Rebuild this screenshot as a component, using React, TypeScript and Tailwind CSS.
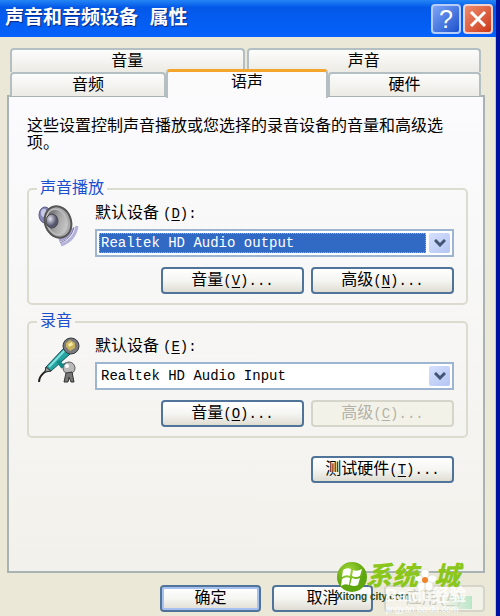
import React from "react";

const button =
  "flex h-[27px] items-center justify-center rounded-[4px] border-2 border-[#4f7399] bg-linear-to-b from-white via-[#f5f5f2] to-[#dfddd3] text-[16px] leading-[18px] text-black";
const disabledButton =
  "flex h-[27px] items-center justify-center rounded-[4px] border-2 border-[#d6d5ca] bg-[#f3f2e8] text-[16px] leading-[18px]";

function Key({ letter, suffix }: { letter: string; suffix: string }) {
  return (
    <span className="whitespace-pre text-[14px]">
      (<u className="underline underline-offset-2">{letter}</u>){suffix}
    </span>
  );
}

function Speaker() {
  return (
    <svg viewBox="0 0 44 44" className="h-[44px] w-[44px] shrink-0" aria-hidden="true">
      <defs>
        <linearGradient id="cone" x1="0" y1="0" x2="1" y2="1">
          <stop offset="0" stopColor="#4c4c50" />
          <stop offset="0.5" stopColor="#a3a3a3" />
          <stop offset="1" stopColor="#d8d8d8" />
        </linearGradient>
        <radialGradient id="dome" cx="0.35" cy="0.35">
          <stop offset="0" stopColor="#e4e4f2" />
          <stop offset="1" stopColor="#55556c" />
        </radialGradient>
      </defs>
      <ellipse cx="9" cy="11" rx="6" ry="8" fill="#8787b8" stroke="#5c5c8c" />
      <ellipse cx="8" cy="9" rx="3" ry="4" fill="#c9c9e8" />
      <path d="M36 24Q33 33 23 36" fill="none" stroke="#a7a3cf" strokeWidth="4" />
      <path d="M41 22Q39 36 25 41" fill="none" stroke="#b5b2da" strokeWidth="3" />
      <path d="M38 23Q36 34 24 39" fill="none" stroke="#7d79aa" strokeWidth="1" />
      <ellipse cx="22" cy="18" rx="13" ry="16" transform="rotate(-20 22 18)" fill="#a9a9ab" stroke="#555" strokeWidth="2" />
      <ellipse cx="21" cy="18" rx="10" ry="13" transform="rotate(-20 21 18)" fill="url(#cone)" stroke="#c4c4c4" />
      <ellipse cx="16" cy="17" rx="6" ry="7" fill="url(#dome)" stroke="#48484e" />
    </svg>
  );
}

function Microphone() {
  return (
    <svg viewBox="0 0 44 48" className="h-[48px] w-[44px] shrink-0" aria-hidden="true">
      <path d="M3 45Q3 39 10 34" fill="none" stroke="#222" strokeWidth="2" />
      <path d="M10 30L28 11L34 17L15 34L9 35Z" fill="#25a4a2" stroke="#164f58" />
      <path d="M13 30L29 13" stroke="#80e2dc" strokeWidth="2" />
      <path d="M9 35L10 30L15 34Z" fill="#999" stroke="#333" />
      <path d="M22 24L26 29L31 27" fill="none" stroke="#118a88" strokeWidth="4" />
      <circle cx="35" cy="9" r="8" fill="#77797e" stroke="#36383c" />
      <path d="M30 6L34 3L39 6L39 11L34 14L30 10Z" fill="#c9b35c" />
      <path d="M32 7L36 5L37 8L33 10Z" fill="#f3e9a8" />
      <circle cx="33" cy="31" r="6" fill="#b9b9b9" stroke="#5b5b5b" />
      <circle cx="31" cy="29" r="2" fill="#fff" />
      <path d="M30 36L28 45L32 45L33 40L35 45L38 45L36 35Z" fill="#777" stroke="#333" />
    </svg>
  );
}

function DeviceSelect({ id, value, active }: { id: string; value: string; active?: boolean }) {
  return (
    <div className="mt-[5px] flex h-[28px] gap-[3px] border-2 border-[#9db5d0] bg-white p-[2px]">
      <select
        id={id}
        className={
          active
            ? "h-full min-w-0 flex-1 appearance-none border border-dotted border-[#d9a650] bg-[#316ac5] pl-px text-[14px] leading-[16px] text-white outline-none"
            : "h-full min-w-0 flex-1 appearance-none border border-transparent bg-white pl-px text-[14px] leading-[16px] text-black outline-none"
        }
      >
        <option>{value}</option>
      </select>
      <span className="flex w-[21px] items-center justify-center rounded-[2px] bg-linear-to-br from-[#d5e0fd] to-[#b4c5f3]">
        <svg viewBox="0 0 12 8" className="h-[8px] w-[12px]" aria-hidden="true">
          <path d="M1 1L6 6L11 1" fill="none" stroke="#435574" strokeWidth="3" />
        </svg>
      </span>
    </div>
  );
}

function DeviceGroup(props: {
  id: string;
  legend: string;
  icon: React.ReactNode;
  letter: string;
  value: string;
  active?: boolean;
  volumeKey: string;
  advancedKey: string;
  advancedDisabled?: boolean;
}) {
  return (
    <fieldset className="min-w-0 rounded-[5px] border-2 border-[#dcdbd0] pr-[12px] pb-[9px] pl-[7px]">
      <legend className="ml-[1px] px-[3px] text-[16px] leading-[18px] text-[#1c4ed0]">{props.legend}</legend>
      <div className="flex gap-[15px] pt-[6px]">
        {props.icon}
        <div className="min-w-0 flex-1">
          <label htmlFor={props.id} className="flex items-baseline gap-1 text-[16px] leading-[20px]">
            默认设备
            <Key letter={props.letter} suffix=":" />
          </label>
          <DeviceSelect id={props.id} value={props.value} active={props.active} />
          <div className="mt-[10px] ml-[66px] grid grid-cols-2 gap-[7px]">
            <button type="button" className={button}>
              音量
              <Key letter={props.volumeKey} suffix="..." />
            </button>
            <button type="button" disabled={props.advancedDisabled} className={props.advancedDisabled ? `${disabledButton} text-[#b3b2a8]` : button}>
              高级
              <Key letter={props.advancedKey} suffix="..." />
            </button>
          </div>
        </div>
      </div>
    </fieldset>
  );
}

const tab =
  "flex h-[24px] items-center justify-center rounded-t-[4px] border-2 border-b-0 border-[#b3bfc2] bg-linear-to-b from-[#fcfcfb] to-[#ecebe5] pt-[2px] text-[16px] leading-[18px]";

function Watermark() {
  return (
    <div className="pointer-events-none absolute right-[18px] bottom-0 h-[56px] w-[142px]" aria-hidden="true">
      <svg viewBox="0 0 142 56" className="absolute inset-0 h-full w-full">
        <defs>
          <radialGradient id="orb" cx="0.4" cy="0.3">
            <stop offset="0" stopColor="#a6d93a" />
            <stop offset="1" stopColor="#5ea60d" />
          </radialGradient>
          <linearGradient id="glow" x1="0" y1="0" x2="1" y2="0">
            <stop offset="0" stopColor="#cfe8d4" stopOpacity="0" />
            <stop offset="1" stopColor="#b9e6c8" />
          </linearGradient>
        </defs>
        <rect x="104" y="36" width="32" height="13" fill="url(#glow)" />
        <circle cx="16" cy="17" r="15" fill="url(#orb)" />
        <path d="M7 10Q11 7 15 9L14 16Q10 14 6 17ZM17 10Q21 12 26 9L24 16Q20 18 16 16ZM6 19Q10 16 14 18L13 25Q9 23 5 26ZM16 18Q20 20 24 18L22 25Q18 27 14 25Z" fill="#fff" />
        <g fill="#fff" stroke="#e6e6d7">
          <ellipse cx="89" cy="14" rx="4" ry="5" />
          <ellipse cx="96" cy="19" rx="5" ry="4" />
          <ellipse cx="93" cy="26" rx="4" ry="5" />
          <ellipse cx="85" cy="26" rx="4" ry="5" />
          <ellipse cx="82" cy="19" rx="5" ry="4" />
        </g>
        <circle cx="89" cy="20" r="3" fill="#f0832a" />
      </svg>
      <span className="absolute top-[4px] left-[30px] text-[26px] leading-[28px] font-black text-[#8bc71b] italic">系统</span>
      <span className="absolute top-[4px] left-[98px] text-[26px] leading-[28px] font-black text-[#8bc71b] italic">城</span>
      <span className="absolute top-[31px] left-0 font-['Liberation_Sans',sans-serif] text-[10px] leading-[12px] font-bold whitespace-pre text-[#2c4a1c]">
        Xitong city.com
      </span>
      <span className="absolute top-[27px] left-[49px] font-['Liberation_Sans','Noto_Sans_CJK_SC',sans-serif] text-[17px] leading-[18px] font-bold whitespace-nowrap text-white/80">
        Baidu经验
      </span>
      <span className="absolute top-[44px] left-[50px] font-['Liberation_Sans',sans-serif] text-[9px] leading-[10px] text-white">
        jingyan.baidu.com
      </span>
    </div>
  );
}

export default function App() {
  return (
    <div className="relative w-full overflow-hidden border-r-4 border-[#0010a0] bg-[#ebe8d7] font-['Liberation_Mono','Noto_Sans_CJK_SC',monospace] text-black">
      <header className="-mr-1 flex h-[37px] items-center justify-between bg-linear-to-b from-[#2585f5] via-[#0458e8] via-20% to-[#0562fb] pr-[7px] pl-[5px]">
        <h1 className="text-[19px] leading-[24px] font-bold whitespace-pre text-white text-shadow-[1px_1px_1px_#0a2a80]">声音和音频设备 属性</h1>
        <div className="flex gap-[2px]">
          <button type="button" aria-label="帮助" className="flex h-[30px] w-[30px] items-center justify-center rounded-[4px] border-2 border-[#b5cdf8] bg-linear-to-br from-[#7ea4f6] to-[#1c50cc] font-['Liberation_Sans',sans-serif] text-[25px] leading-[26px] text-white">
            ?
          </button>
          <button type="button" aria-label="关闭" className="flex h-[30px] w-[30px] items-center justify-center rounded-[4px] border-2 border-[#f0d2d2] bg-linear-to-br from-[#ee8b6c] to-[#cb3512]">
            <svg viewBox="0 0 18 18" className="h-[18px] w-[18px]" aria-hidden="true">
              <path d="M2 2L16 16M16 2L2 16" stroke="#fff" strokeWidth="3" />
            </svg>
          </button>
        </div>
      </header>

      <main className="border-r border-[#a9c8f5] pt-[11px] pr-[10px] pl-[7px]">
        <div role="tablist" className="pr-[4px] pl-[3px]">
          <div className="grid grid-cols-2 gap-[2px]">
            <button type="button" role="tab" className={tab}>音量</button>
            <button type="button" role="tab" className={tab}>声音</button>
          </div>
          <div className="grid grid-cols-[156fr_162fr_153fr] items-end">
            <button type="button" role="tab" className={tab}>音频</button>
            <button type="button" role="tab" aria-selected="true" className="relative z-10 -mt-[3px] -mb-[2px] flex h-[29px] items-start justify-center rounded-t-[4px] border-x-2 border-t-3 border-x-[#b3bfc2] border-t-[#f3a62b] bg-[#fbfbfc] pt-[2px] text-[16px] leading-[18px]">
              语声
            </button>
            <button type="button" role="tab" className={tab}>硬件</button>
          </div>
        </div>

        <section role="tabpanel" className="-mt-px border-2 border-[#a9b3b4] bg-linear-to-b from-[#fbfbfe] to-[#f2f1eb] pt-[22px] pr-[15px] pb-[88px] pl-[18px]">
          <p className="min-h-[34px] text-[16px] leading-[17px]">
            这些设置控制声音播放或您选择的录音设备的音量和高级选
            <br />
            项。
          </p>
          <div className="mt-[27px] flex flex-col gap-[8px]">
            <DeviceGroup id="playback" legend="声音播放" icon={<Speaker />} letter="D" value="Realtek HD Audio output" active volumeKey="V" advancedKey="N" />
            <DeviceGroup id="recording" legend="录音" icon={<Microphone />} letter="E" value="Realtek HD Audio Input" volumeKey="O" advancedKey="C" advancedDisabled />
          </div>
          <div className="mt-[18px] flex justify-end pr-[14px]">
            <button type="button" className={`${button} w-[143px]`}>
              测试硬件
              <Key letter="T" suffix="..." />
            </button>
          </div>
        </section>

        <footer className="flex justify-end gap-[11px] pt-[12px] pb-[4px]">
          <button type="button" className={`${button} w-[101px] shadow-[inset_0_0_0_2px_#a6c1f0]`}>确定</button>
          <button type="button" className={`${button} w-[101px]`}>取消</button>
          <button type="button" disabled className={`${disabledButton} w-[101px] text-[#c9c8bc]`}>
            应用
            <Key letter="A" suffix="" />
          </button>
        </footer>
      </main>
      <Watermark />
    </div>
  );
}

--- Do this ---
Copy every line above in which the string "React" shows up.

--- Answer ---
Rebuild this screenshot as a component, using React, TypeScript and Tailwind CSS.
import React from "react";
  icon: React.ReactNode;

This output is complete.